The longer body significantly alters the side proportions of the Tiguan Allspace. The wheelbase is 110 mm longer, and now measures 2 791 mm. The rear overhang underscores is much longer increasing the total length by 215 mm to 4 701.

Other innovations in the new Tiguan are the “connected community” which uses Android Auto or Apple CarPlay, semi-automated driving and improved usability.

The Allspace is available in three trim lines – Trendline, Comfortline and Highline. The Allspace more standard features than the NWB model; highlighting its positioning between the NWB Tiguan and the flagship and substantially heftier Touareg.

The Tiguan Allspace 1.4 TSI comes in front-wheel-drive only. All other Tiguan Allspace models have 4MOTION (all wheel drive) as standard. The front-wheel drive Trendline can comfortably accommodate large trailer loads of up to 2,000 kg (braked 8% incline). The 4MOTION equipped Comfortline and Highline models are able to tow up to 2 500 kg (braked 8% incline).
The Allspace comes with either an off-road package or a “R” road package.

The intuitively operated rotary/pushbutton switch of the 4MOTION Active Control is located on the centre console. You use it to activate four higher-level modes and various pop-up menus. Turn the switch to the left to get one of the two road profiles. When it is turned to the right, the driver can select one of the two off-road modes, i.e. “Off-road” (automatic setting for off-road parameters) or “Off-road Individual” (variable settings). When the driver presses the control in one of these modes, a pop-up menu appears on the touchscreen of the infotainment system. 4MOTION Active Control lets the driver switch the assistance systems in a matter of seconds with a single manual operation to adapt to the precise driving situation.

The off-road attributes are enhanced with the optional off-road package. It contains an engine underbody guard, a body-coloured off-road front bumper with an increased approach angle of 7 degrees, black sills and bumper bottom section and aluminium door tread plates at the front inscribed with the word ‘OFFROAD’.
As an alternative to the Off-road package, the R-Line package is an option on Comfortline and Highline models.
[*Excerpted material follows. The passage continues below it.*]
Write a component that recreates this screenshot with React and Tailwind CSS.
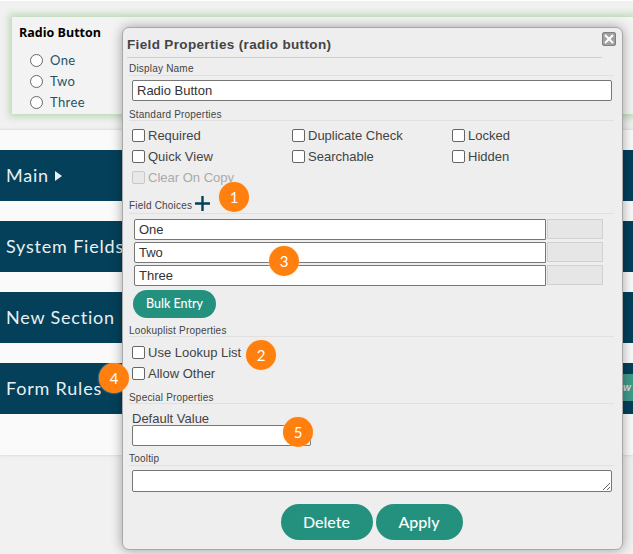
import { Fragment } from 'react';

const BARS = ['Main', 'System Fields', 'New Section', 'Form Rules'];

const CHECKS = [
  ['Required', 'Duplicate Check', 'Locked'],
  ['Quick View', 'Searchable', 'Hidden'],
];

function Badge({ n, className }) {
  return (
    <div className={`absolute w-[30px] h-[30px] rounded-full bg-[#ff7f0f] text-white text-[15px] flex items-center justify-center font-['Lato',sans-serif] shadow-[0_0_2px_#ffd9b0] ${className}`}>
      {n}
    </div>
  );
}

function SectionLabel({ children, className = '' }) {
  return (
    <div className={`text-[10px] leading-[12px] tracking-[0.2px] text-[#444] border-b border-[#e0e0e0] pb-[1px] mr-[7px] ${className}`}>
      {children}
    </div>
  );
}

function Check({ label, disabled }) {
  return (
    <label className={`flex items-center h-[21px] text-[13px] ${disabled ? 'text-[#aaa]' : 'text-[#444]'}`}>
      <span className={`w-[13px] h-[13px] rounded-[2px] border mr-[3px] ml-[1px] ${disabled ? 'border-[#c8c8c8] bg-[#e8e8e8]' : 'border-[#666] bg-white'}`} />
      {label}
    </label>
  );
}

function ChoiceRow({ value }) {
  return (
    <div className="flex h-[21px]">
      <div className="w-[412px] bg-white border border-[#767676] rounded-l-[2px] px-[4px] text-[13px] leading-[19px] text-[#333]">{value}</div>
      <div className="w-[56px] ml-[1px] h-[20px] bg-[#e6e6e6] border border-[#d0d0d0]" />
    </div>
  );
}

export default function App() {
  return (
    <div className="relative w-[633px] h-[554px] overflow-hidden bg-[#f1f1f1] font-['Liberation_Sans',Arial,sans-serif]">
      <div className="h-px bg-white" />

      {/* Form behind the dialog */}
      <div className="ml-[12px] mt-[16px] h-[97px] bg-[#f3f3f3] shadow-[0_0_7px_3px_#bcd9b6] pl-[7px] pt-[7px]">
        <div className="font-['Open_Sans',sans-serif] font-bold text-[12.5px] leading-[17px] text-black">Radio Button</div>
        <div className="mt-[9px] ml-[11px]">
          {['One', 'Two', 'Three'].map((o) => (
            <div key={o} className="flex items-center h-[21px] text-[13px] tracking-[0.4px] text-[#1d5568] font-['Lato',sans-serif]">
              <span className="w-[13px] h-[13px] rounded-full border border-[#666] bg-white mr-[7px]" />
              {o}
            </div>
          ))}
        </div>
      </div>

      <div className="mt-[16px] h-[325px] bg-[#fafafa] shadow-[0_0_3px_#ccc] pt-[20px]">
        {BARS.map((b, i) => (
          <Fragment key={b}>
            <div className={`h-[51px] bg-[#04405a] flex items-center pl-[6px] text-[18px] tracking-[0.8px] text-[#e8f0f2] font-['Lato',sans-serif] ${i > 0 ? 'mt-[20px]' : ''}`}>
              {b}
              {i === 0 && <span className="ml-[6px] w-0 h-0 border-y-[5px] border-y-transparent border-l-[7px] border-l-[#e8f0f2]" />}
            </div>
          </Fragment>
        ))}
      </div>

      {/* Teal button peeking out at the right of Form Rules */}
      <div className="absolute left-[623px] top-[374px] w-[10px] h-[27px] bg-[#3f9a8b] text-[10px] font-bold italic text-[#ddd] leading-[27px]">w</div>

      {/* Field properties dialog */}
      <div className="absolute left-[122px] top-[27px] w-[501px] h-[523px] bg-[#eeeeee] rounded-[7px] border border-[#a8a8a8] shadow-[0_0_12px_rgba(0,0,0,0.35)] pl-[6px] pr-[1px] pt-[8px] text-[#444]">
        <div className="mr-[19px] -ml-[2px] h-[22px] border-b border-[#cfcfcf] text-[13.5px] font-bold tracking-[0.35px] text-[#444] leading-[17px]">
          Field Properties (radio button)
        </div>
        <button className="absolute right-[6px] top-[4px] w-[14px] h-[14px] bg-[#a0a0a0] border border-[#808080] rounded-[2px] flex items-center justify-center">
          <svg width="12" height="12" viewBox="0 0 12 12"><path d="M2 2l8 8M10 2l-8 8" stroke="#fff" strokeWidth="2" /></svg>
        </button>

        <SectionLabel className="mt-[5px] h-[13px]">Display Name</SectionLabel>
        <div className="ml-[3px] mt-[4px] w-[480px] h-[21px] bg-white border border-[#767676] rounded-[2px] px-[4px] text-[13px] leading-[19px] text-[#333]">Radio Button</div>

        <SectionLabel className="mt-[8px] h-[12px]">Standard Properties</SectionLabel>
        <div className="mt-[4px] ml-[2px]">
          {CHECKS.map((row) => (
            <div key={row[0]} className="grid grid-cols-[160px_160px_1fr]">
              {row.map((c) => <Check key={c} label={c} />)}
            </div>
          ))}
          <Check label="Clear On Copy" disabled />
        </div>

        <SectionLabel className="mt-[5px] h-[21px] flex items-end">
          Field Choices
          <svg className="ml-[3px] mb-[1px]" width="15" height="15" viewBox="0 0 15 15"><path d="M7.5 0v15M0 7.5h15" stroke="#04405a" strokeWidth="2.4" /></svg>
        </SectionLabel>

        <div className="mt-[5px] ml-[5px] flex flex-col gap-[2px]">
          <ChoiceRow value="One" />
          <ChoiceRow value="Two" />
          <ChoiceRow value="Three" />
        </div>
        <button className="mt-[4px] ml-[4px] block w-[83px] h-[28px] rounded-full bg-[#23917e] text-white text-[12.5px] font-medium font-['Lato',sans-serif]">Bulk Entry</button>

        <SectionLabel className="mt-[7px] h-[12px]">Lookuplist Properties</SectionLabel>
        <div className="mt-[5px] ml-[2px]">
          <Check label="Use Lookup List" />
          <Check label="Allow Other" />
        </div>

        <SectionLabel className="mt-[8px] h-[12px]">Special Properties</SectionLabel>
        <div className="ml-[3px] mt-[8px] text-[13px] leading-[13px] text-[#444]">Default Value</div>
        <div className="ml-[3px] w-[179px] h-[21px] bg-white border border-[#767676] rounded-[2px]" />

        <SectionLabel className="mt-[7px] h-[13px]">Tooltip</SectionLabel>
        <textarea readOnly className="block ml-[3px] mt-[4px] w-[480px] h-[22px] bg-white border border-[#767676] rounded-[2px]" />

        <div className="mt-[12px] flex justify-center gap-[3px] pr-[7px]">
          <button className="w-[92px] h-[36px] rounded-full bg-[#23917e] text-white text-[16px] font-['Lato',sans-serif] font-medium">Delete</button>
          <button className="w-[87px] h-[36px] rounded-full bg-[#23917e] text-white text-[16px] font-['Lato',sans-serif] font-medium">Apply</button>
        </div>
      </div>

      <Badge n="1" className="left-[219px] top-[182px]" />
      <Badge n="2" className="left-[246px] top-[340px]" />
      <Badge n="3" className="left-[269px] top-[246px]" />
      <Badge n="4" className="left-[99px] top-[363px]" />
      <Badge n="5" className="left-[283px] top-[417px]" />
    </div>
  );
}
It features a lowered sports suspension with uniquely shaped body-coloured front and rear bumpers, gloss black front air intakes and body-coloured side skirts. Styling cues include 19 inch ‘Sebring’ alloy wheels on the Comfortline or 20 inch ‘Suzuka‘ alloy wheels on Highline as well as the inclusion of a black rooflining in the interior.
The Tiguan Allspace provides some driving functions that are partially automated such as the Multi Collision Braking System. Tiguan Allspace models also boast optionalACC (Adaptive CruiseControl) with Front Assist with City Emergency Braking abilities

The engine on the car we drove puts out 162kW and torque of 350/Nm through a delightful 7-speed DSG box. VW claims 8.1 L, but my consumption was 10.1L/100km. The long term consumption of the test car is 10.6 L/100km.
Towing ability has also been approved. The 4MOTION equipped Comfortline and Highline models are able to tow up to 2 500 kg (braked 8% incline).

Although quite a big car it handles almost like a Golf GTI. Throttle response is immediate and delivers loads of power.

It is pleasant and easy to drive in town and out touring. VW have created a really comfortable, spacious cabin. The Allspace will be a grand tourer.

Price as standard is R604 800, as tested around R670 000.

Accessories fitted to the test car include metallic paint, towbar with assist (R10000), active display, head-up display (R9000), Adaptive cruise control with front assist (R5000), panoramic sunroof (R12000), leather seats (R11000), 9.2 inch touch screen with navigation (R12100) and fancy 19” alloy wheels (R8300). Total R67 400.

The range is as follows:
1.4 TSI 110kW Trendline DSG {FWD) R463 400
2.0 TSI 132kW Comfortline 4MOTION DSG R523 800
2.0 TDI 110kW Comfortline 4MOTION DSG R571 100
2.0 TSI 162kW Highline 4MOTION DSG R604 800

The new Tiguan Allspace comes standard with a 5 year/90 000km Service Plan, 3 year/120 000km warranty.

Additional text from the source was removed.